Ladies and gentleman, never assume.

I decided to get some miles in before the ride, because starting at 2 it probably wouldn't be that long. So, I set out and spun around with about an hour on the clock before meeting up with the group. When I finally did head over to where they were meeting, a good sized pack had started to build up. We set out with maybe two dozen riders. This is in part due to the way cycling in Europe is organized. Unlike the smaller teams in the US, which are focused primarily as a racing team, Velo Clubs in France and elsewhere can be large, 50 people up to even 200, and based out of a city or region. The largest club in this area, for example, has 100 members and is "owned" by the small village of Eckwersheim outside of Strasbourg.
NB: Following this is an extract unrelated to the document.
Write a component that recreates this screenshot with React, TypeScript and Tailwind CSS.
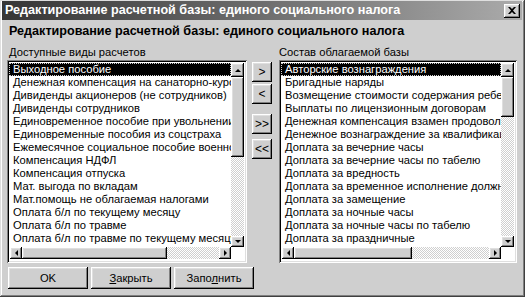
const leftItems = [
  'Выходное пособие',
  'Денежная компенсация на санаторно-курортное лечение',
  'Дивиденды акционеров (не сотрудников)',
  'Дивиденды сотрудников',
  'Единовременное пособие при увольнении',
  'Единовременные пособия из соцстраха',
  'Ежемесячное социальное пособие военнослужащим',
  'Компенсация НДФЛ',
  'Компенсация отпуска',
  'Мат. выгода по вкладам',
  'Мат.помощь не облагаемая налогами',
  'Оплата б/л по текущему месяцу',
  'Оплата б/л по травме',
  'Оплата б/л по травме по текущему месяцу',
]

const rightItems = [
  'Авторские вознаграждения',
  'Бригадные наряды',
  'Возмещение стоимости содержания ребенка',
  'Выплаты по лицензионным договорам',
  'Денежная компенсация взамен продовольственного пайка',
  'Денежное вознаграждение за квалификационный разряд',
  'Доплата за вечерние часы',
  'Доплата за вечерние часы по табелю',
  'Доплата за вредность',
  'Доплата за временное исполнение должности',
  'Доплата за замещение',
  'Доплата за ночные часы',
  'Доплата за ночные часы по табелю',
  'Доплата за праздничные',
]

const raised =
  'bg-[#cfcfcf] shadow-[inset_-1px_-1px_#000,inset_1px_1px_#fff,inset_-2px_-2px_#808080,inset_2px_2px_#dfdfdf]'
const sunken =
  'bg-white shadow-[inset_1px_1px_#808080,inset_-1px_-1px_#fff,inset_2px_2px_#000,inset_-2px_-2px_#dfdfdf]'
const dither =
  'bg-[repeating-conic-gradient(#cfcfcf_0_25%,#ffffff_0_50%)] bg-[length:2px_2px]'

function Arrow({ dir }: { dir: 'up' | 'down' | 'left' | 'right' }) {
  const pts = {
    up: '1,4 7,4 4,1',
    down: '1,1 7,1 4,4',
    left: '4,1 4,7 1,4',
    right: '1,1 1,7 4,4',
  }[dir]
  const vertical = dir === 'up' || dir === 'down'
  return (
    <svg width={vertical ? 8 : 5} height={vertical ? 5 : 8} viewBox={vertical ? '0 0 8 5' : '0 0 5 8'}>
      <polygon points={pts} fill="#000" />
    </svg>
  )
}

function ListBox({ items, thumb, hthumb }: { items: string[]; thumb: number; hthumb: number }) {
  return (
    <div className={`${sunken} h-[203px] p-[2px]`}>
      <div className="grid h-full grid-cols-[1fr_13px] grid-rows-[185px_12px_1fr] pr-[1px]">
        <div className="overflow-hidden pt-[1px]">
          {items.map((t, i) => (
            <div
              key={t}
              className={
                i === 0
                  ? 'h-[13px] whitespace-nowrap border border-dotted border-[#cfcfcf] bg-black pl-[3px] leading-[11px] text-white'
                  : 'h-[13px] whitespace-nowrap pl-[4px] leading-[13px] text-black'
              }
            >
              {t}
            </div>
          ))}
        </div>
        <div className="row-span-2 flex flex-col">
          <div className="h-[185px] flex flex-col pt-[1px]">
            <div className={`${raised} flex h-[14px] items-center justify-center`}>
              <Arrow dir="up" />
            </div>
            <div className={raised} style={{ height: thumb }} />
            <div className={`${dither} flex-1`} />
            <div className={`${raised} flex h-[11px] items-center justify-center`}>
              <Arrow dir="down" />
            </div>
          </div>
        </div>
        <div className="flex h-[12px] pl-[1px]">
          <div className={`${raised} flex w-[12px] items-center justify-center`}>
            <Arrow dir="left" />
          </div>
          <div className={raised} style={{ width: hthumb }} />
          <div className={`${dither} flex-1`} />
          <div className={`${raised} flex w-[12px] items-center justify-center`}>
            <Arrow dir="right" />
          </div>
        </div>
      </div>
    </div>
  )
}

function MoveButton({ label }: { label: string }) {
  return (
    <div className={`${raised} flex h-[20px] w-[20px] items-center justify-center text-[12px] leading-none`}>
      {label}
    </div>
  )
}

export default function App() {
  return (
    <div className="h-[297px] w-[525px] overflow-hidden bg-[#cfcfcf] font-['Liberation_Sans',Arial,sans-serif] text-[11.2px] text-black shadow-[inset_-1px_-1px_#404040,inset_1px_1px_#dfdfdf,inset_-2px_-2px_#808080,inset_2px_2px_#fff] pl-[2px] pr-[3px] pt-[1px]">
      <div className="flex h-[19px] items-center justify-between bg-linear-to-r from-[#363636] to-[#ababab] pl-[3px] pr-[2px]">
        <span className="text-[12.6px] font-bold text-white">
          Редактирование расчетной базы: единого социального налога
        </span>
        <div className={`${raised} flex h-[14px] w-[16px] items-center justify-center`}>
          <svg width="8" height="7" viewBox="0 0 8 7">
            <path d="M0 0h2l2 2 2-2h2L5 3.5 8 7H6L4 5 2 7H0l3-3.5z" fill="#000" />
          </svg>
        </div>
      </div>

      <div className="px-[5px]">
        <div className="mt-[4px] h-[15px] pl-[2px] text-[12.6px] font-bold leading-[15px]">
          Редактирование расчетной базы: единого социального налога
        </div>
        <div className="mt-[5px] flex h-[16px] leading-[16px]">
          <div className="w-[272px] pl-[2px]">Доступные виды расчетов</div>
          <div>Состав облагаемой базы</div>
        </div>

        <div className="flex">
          <div className="w-[240px]">
            <ListBox items={leftItems} thumb={80} hthumb={145} />
          </div>
          <div className="ml-[5px] mr-[7px] flex flex-col pt-[2px]">
            <MoveButton label=">" />
            <div className="mt-[2px]">
              <MoveButton label="<" />
            </div>
            <div className="mt-[10px]">
              <MoveButton label=">>" />
            </div>
            <div className="mt-[5px]">
              <MoveButton label="<<" />
            </div>
          </div>
          <div className="flex-1">
            <ListBox items={rightItems} thumb={40} hthumb={118} />
          </div>
        </div>

        <div className="ml-[1px] mt-[4px] flex gap-[3px]">
          <div className={`${raised} flex h-[22px] w-[80px] items-center justify-center`}>OK</div>
          <div className={`${raised} flex h-[22px] w-[80px] items-center justify-center`}>
            <span>
              <u>З</u>акрыть
            </span>
          </div>
          <div className={`${raised} flex h-[22px] w-[80px] items-center justify-center`}>
            <span>
              Запо<u>л</u>нить
            </span>
          </div>
        </div>
      </div>
    </div>
  )
}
We set out at a decent pace and I did my best to chat up some of the local roulers. Unfortunately, my French failed me a bit on the roads, where wind, navigation, and riding a bike made my basic language skills a bit strained. I did my best to introduce myself though and make a positive impression. The real way to show myself as a rider though would be to take some hefty pulls. The pace quickened as the ride got underway, passing through some beautiful countryside and winding through beautiful roads I would never have been able to find on my own. I took my turn in the front a few times, gunning it out at the fast pace that had been set. Soon, we had gone far enough west that we were in the mountainous region away form the city. The group broke apart on the climbs, but I managed to sit up near the front groups for the first couple hills.

Then, as we approached are biggest climb a few guys shot out from the back, breaking away form the main group struggling up the incline. I jumped, trying to grab the wheel of the escaping lead group. I hit it hard, but at this point I had spread myself too thin with my pre-ride and ego-proving pulls. They slipped away up the hill, but I did stay with a secondary break which sweeped me up on the way up the climb. I could feel myself fading though and honestly had no idea how long this ride was going to be at this point. It was certainly a lot faster then I had expected.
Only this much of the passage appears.